This is the ‘glue'. Both constructors that load the Book object perform the same task. GlobalDataLoader.Loader, as used in the first function, is merely a static/shared data loader that you can use to avoid passing references around once you have your data loader set up.

The first line simply constructs a SQL query that uses the Book.ID passed in with the parameters to select all of the data for a specific book. Nothing new there.

The second line calls the Execute member of the data loader you're about to create in the next section which returns a generic object implementing IDataItem. By setting our Book object's Data property to the Data property of the returned data item, we load the data into our object.

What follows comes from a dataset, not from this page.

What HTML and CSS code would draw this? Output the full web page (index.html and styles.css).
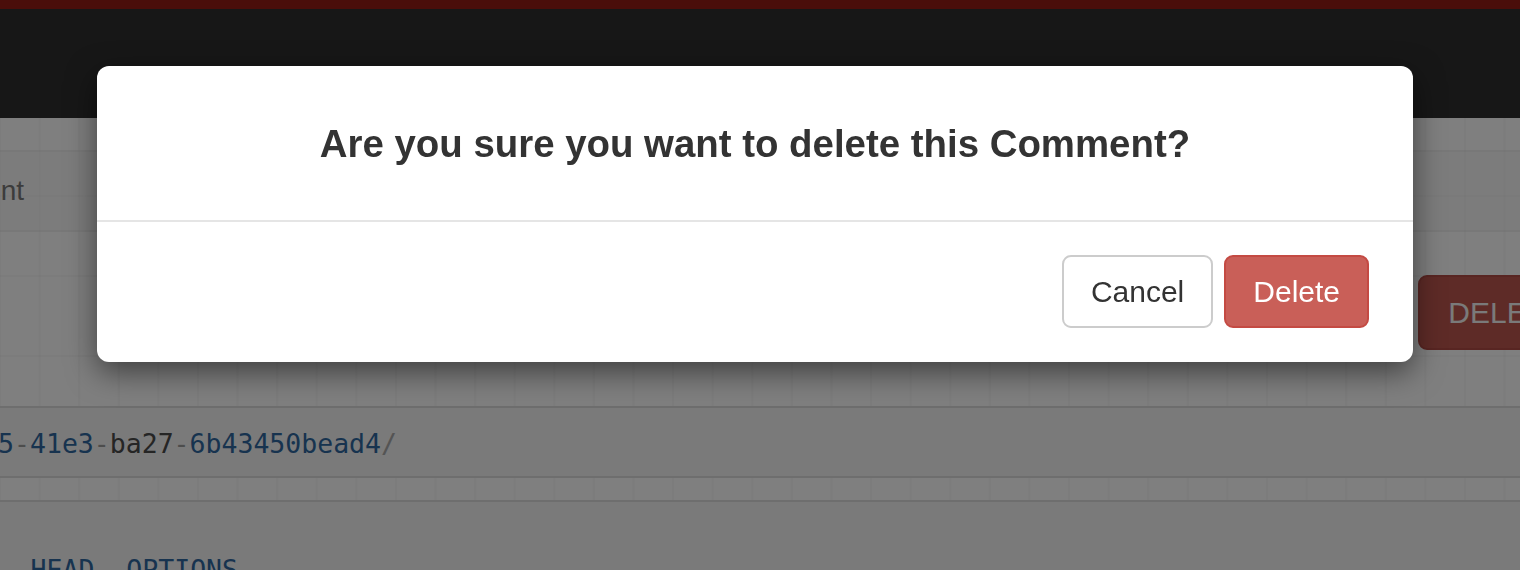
FILE: index.html
```html
<!DOCTYPE html>
<html lang="en">
<head>
<meta charset="utf-8">
<title>Comment Instance</title>
<link rel="stylesheet" href="styles.css">
</head>
<body>
<div class="topbar"></div>
<nav class="navbar"></nav>
<main class="content">
  <div class="breadcrumb">
    <div class="crumb-end"><span class="crumb">Api Root / Comment List / Comment</span></div>
  </div>
  <div class="actions">
    <button class="btn-page-delete" type="button">DELETE</button>
  </div>
  <div class="request-info">
    <div class="mono-end req-end"><span class="code"><span class="kw">DELETE</span> <span class="pl">/api/comments/e1b4f2a0</span><span class="pu">-</span><span class="lit">8c35</span><span class="pu">-</span><span class="lit">41e3</span><span class="pu">-</span><span class="pl">ba27</span><span class="pu">-</span><span class="lit">6b43450bead4</span><span class="sl">/</span></span></div>
  </div>
  <div class="response-info">
    <div class="mono-end resp-end"><span class="code"><span class="lit">Allow: GET, PUT, PATCH, DELETE, HEAD</span><span class="pu">,</span> <span class="lit">OPTIONS</span></span></div>
  </div>
</main>

<div class="backdrop"></div>
<div class="modal" role="dialog">
  <div class="modal-header">
    <h4 class="modal-title">Are you sure you want to delete this Comment?</h4>
  </div>
  <div class="modal-footer">
    <button class="btn btn-default" type="button">Cancel</button>
    <button class="btn btn-danger" type="button">Delete</button>
  </div>
</div>
</body>
</html>
```
FILE: styles.css
```css
html, body {
  margin: 0;
  padding: 0;
}

body {
  width: 1520px;
  height: 570px;
  overflow: hidden;
  position: relative;
  background: #ffffff;
  font-family: "Liberation Sans", Arial, Helvetica, sans-serif;
}

.topbar {
  height: 9px;
  background: #941c14;
}

.navbar {
  height: 109px;
  background: #2e2e2e;
}

.content {
  height: 452px;
  background-color: #fefefe;
  background-image:
    linear-gradient(to right, rgba(0, 0, 0, 0.022) 2px, transparent 2px),
    linear-gradient(to bottom, rgba(0, 0, 0, 0.022) 2px, transparent 2px);
  background-size: 39.6px 80px;
  background-position: -1px -3px;
  padding-top: 32px;
  box-sizing: border-box;
  overflow: hidden;
}

.breadcrumb {
  height: 82px;
  box-sizing: border-box;
  border-top: 2px solid rgba(0, 0, 0, 0.03);
  border-bottom: 2px solid rgba(0, 0, 0, 0.03);
  background: rgba(240, 240, 240, 0.3);
  display: flex;
  align-items: center;
}

.crumb-end {
  width: 24px;
  display: flex;
  justify-content: flex-end;
  white-space: nowrap;
}

.crumb {
  font-size: 28px;
  color: #787878;
  line-height: 40px;
}

.actions {
  height: 174px;
  box-sizing: border-box;
  padding-top: 43px;
  display: flex;
  justify-content: flex-end;
}

.btn-page-delete {
  height: 75px;
  margin-right: -75px;
  padding: 0 28px;
  border: 2px solid #b04a44;
  border-radius: 9px;
  background: #bd564f;
  color: #f4f4f4;
  font-family: "Liberation Sans", Arial, sans-serif;
  font-size: 30px;
}

.request-info {
  height: 72px;
  box-sizing: border-box;
  border-top: 2px solid #dcdcdc;
  border-bottom: 2px solid #dcdcdc;
  background: #f4f4f4;
  display: flex;
  align-items: center;
  padding-top: 3px;
}

.response-info {
  margin-top: 22px;
  height: 80px;
  box-sizing: border-box;
  border-top: 2px solid #dcdcdc;
  background: #f4f4f4;
  padding-top: 49px;
}

.mono-end {
  display: flex;
  justify-content: flex-end;
  white-space: nowrap;
}

.req-end {
  width: 397px;
}

.resp-end {
  width: 238px;
}

.code {
  font-family: "DejaVu Sans Mono", "Liberation Mono", monospace;
  font-size: 26.5px;
  line-height: 38px;
}

.kw {
  font-weight: bold;
  color: #333333;
}

.pl {
  color: #4a4a4a;
}

.lit {
  color: #2f679e;
}

.pu {
  color: #9a9a9a;
}

.sl {
  color: #a8a8a8;
}

.backdrop {
  position: fixed;
  inset: 0;
  background: rgba(0, 0, 0, 0.5);
}

.modal {
  position: absolute;
  left: 97px;
  top: 66px;
  width: 1316px;
  height: 296px;
  background: #ffffff;
  border-radius: 12px;
  box-shadow: 0 10px 30px rgba(0, 0, 0, 0.5);
  display: flex;
  flex-direction: column;
}

.modal-header {
  height: 156px;
  box-sizing: border-box;
  border-bottom: 2px solid #e5e5e5;
  display: flex;
  align-items: center;
  justify-content: center;
}

.modal-title {
  margin: 0;
  font-size: 38.4px;
  font-weight: bold;
  color: #333333;
  line-height: 44px;
  padding-top: 2px;
}

.modal-footer {
  flex: 1;
  display: flex;
  justify-content: flex-end;
  align-items: flex-start;
  gap: 11px;
  padding: 33px 44px 0 0;
}

.btn {
  height: 73px;
  padding: 0 27px;
  border-radius: 9px;
  font-family: "Liberation Sans", Arial, sans-serif;
  font-size: 30px;
  line-height: 1;
  cursor: pointer;
}

.btn-default {
  background: #ffffff;
  border: 2px solid #cccccc;
  color: #333333;
}

.btn-danger {
  background: #c95f58;
  border: 2px solid #c44a43;
  color: #ffffff;
}
```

Creating a Book object is now as simple as calling:

Book oBook = new Book(1);

What if you want to save a Book object though? It is easier than you might think – you just reverse the way you use the data loader's Execute member:

Bttlxe.Data.IDataItem di = (Bttlxe.Data.IDataItem)oBook;
Bttlxe.Data.GlobalDataLoader.Loader.Execute(ref di, 
                             Bttlxe.Data.DataOperation.Update);

First, we cast our object back to its interface, and then we pass the data item to the data loader and instruct it to perform an ‘update' operation. Behind the scenes, the data loader constructs an optimized UPDATE statement and executes it (assuming the data loader works with a DBMS).

But hang on – update what? We don't have any database structure!

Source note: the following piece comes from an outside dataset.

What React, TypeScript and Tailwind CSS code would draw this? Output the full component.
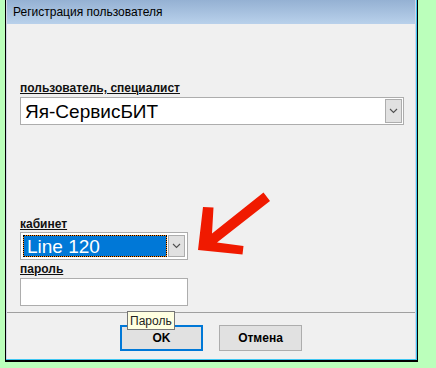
import React from "react";

const Chevron = () => (
  <svg width="9" height="6" viewBox="0 0 9 6" className="block">
    <path d="M1 1 L4.5 4.5 L8 1" fill="none" stroke="#505050" strokeWidth="1.1" />
  </svg>
);

const FieldLabel = ({ children }: { children: React.ReactNode }) => (
  <div className="h-[13px] text-[12px] leading-[13px] font-bold underline text-[#111] underline-offset-[1px]">
    {children}
  </div>
);

export default function App() {
  return (
    <div className="relative w-[436px] h-[368px] bg-[#bbffbb] font-['Liberation_Sans',Arial,sans-serif]">
      {/* window frame */}
      <div className="ml-[5px] w-[413px] h-[362px] flex flex-col border-l border-r border-b-2 border-black">
        <div className="flex-1 flex flex-col border-r border-b border-[#3ec6f2]">
          <div className="flex-1 flex flex-col border-l border-r border-[#d2d5e6]">
            {/* title bar */}
            <div className="h-[24px] flex items-center pl-[6px] bg-linear-to-b from-[#95b1d3] to-[#b9d1eb] text-[12px] text-black">
              Регистрация пользователя
            </div>

            {/* body */}
            <div className="flex-1 flex flex-col bg-[#f0f0f0] pl-[13px] pr-[11px]">
              <div className="mt-[58px]">
                <FieldLabel>пользователь, специалист</FieldLabel>
              </div>
              <div className="mt-[2px] h-[28px] flex items-center border border-[#adadad] bg-white pl-[4px] pr-[1px]">
                <span className="flex-1 text-[19px] leading-none text-black">Яя-СервисБИТ</span>
                <div className="w-[17px] h-[24px] flex items-center justify-center bg-[#e1e1e1] border border-[#adadad]">
                  <Chevron />
                </div>
              </div>

              <div className="mt-[93px]">
                <FieldLabel>кабинет</FieldLabel>
              </div>
              <div className="mt-[1px] w-[168px] h-[28px] flex items-center border border-[#adadad] bg-white p-[2px] gap-[1px]">
                <div className="flex-1 h-[22px] bg-[#ff8a1a]">
                  <div className="h-full flex items-center pl-[3px] border border-dotted border-black bg-[#0078d7] bg-clip-padding text-[19px] leading-none text-white">
                    Line 120
                  </div>
                </div>
                <div className="w-[17px] h-[22px] flex items-center justify-center bg-[#e1e1e1] border border-[#adadad]">
                  <Chevron />
                </div>
              </div>

              <div className="mt-[3px]">
                <FieldLabel>пароль</FieldLabel>
              </div>
              <div className="mt-[2px] w-[168px] h-[28px] border border-[#adadad] bg-white" />

              <div className="mt-[6px] -ml-[13px] -mr-[11px] h-[1px] bg-[#a0a0a0]" />

              <div className="mt-[12px] flex justify-center gap-[16px] -ml-[13px] -mr-[11px]">
                <button className="w-[83px] h-[26px] border-2 border-[#0078d7] bg-[#e1e1e1] text-[12px] font-bold text-black">
                  OK
                </button>
                <button className="w-[83px] h-[26px] border border-[#adadad] bg-[#e1e1e1] text-[12px] font-bold text-black">
                  Отмена
                </button>
              </div>
            </div>
          </div>
        </div>
      </div>

      {/* tooltip */}
      <div className="absolute left-[127px] top-[311px] h-[19px] px-[2px] flex items-center border border-[#767676] bg-[#ffffe1] text-[12px] text-[#222]">
        Пароль
      </div>

      {/* red arrow annotation */}
      <svg className="absolute left-0 top-0 pointer-events-none" width="436" height="368" viewBox="0 0 436 368">
        <polygon
          points="263.5,192.5 270,201 217,242.5 243.5,246 242.5,254.5 198,250 203,207 213.5,207.5 212,233.5"
          fill="#f01a00"
        />
      </svg>
    </div>
  );
}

Bttlxe.Data.GlobalDataLoader.Loader.Execute(ref di, 
                           Bttlxe.Data.DataOperation.Create);

Now we do. (To make this easier, there is a DataSourceValidator object which lets you check the validity of a data item on a data source and optionally create it automatically or throw you back an exception.)

Read, Write, Update, Create, Delete and Drop are all valid operations. For example, if you would prefer not to include SQL statements in your Book object constructor (say if you were using an XML-based data loader):

/// <summary>
/// Create and load a Book object.
/// </summary>
/// <param name="nId">The Book id.</param>
/// <param name="loader">The data loader to use.</param>
public Book(int nId, ref Bttlxe.Data.IDataLoader loader)
{
    m_nId = nId;

    Bttlxe.Data.IDataItem
    di = (Bttlxe.Data.IDataItem)this;

    loader.Execute(ref di, DataOperation.Read);
}

Your existing objects can easily implement the IDataItem interface to take advantage of this approach.

Creating a data loader

There are two ways to do this. A more customizable approach is discussed later on, but for simplicity's sake, this is how you would create a data loader that deals with a SQL Server database:

Bttlxe.Data.SqlDataLoader oLoader = new Bttlxe.Data.SqlDataLoader();
oLoader.Database = "BOOKDB";
oLoader.Server = "SERVERNAME";
oLoader.UserID = "sa";
oLoader.Password = "IShouldntUseBlankPasswords";
oLoader.IntegratedSecurity = false;
oLoader.RemoteServer = "";
Bttlxe.Data.GlobalDataLoader.Loader = oLoader;

Here, we create a new SqlDataLoader and tell it some information about our database. The final step is to optionally store the data loader in the static/shared GlobalDataLoader.Loader object.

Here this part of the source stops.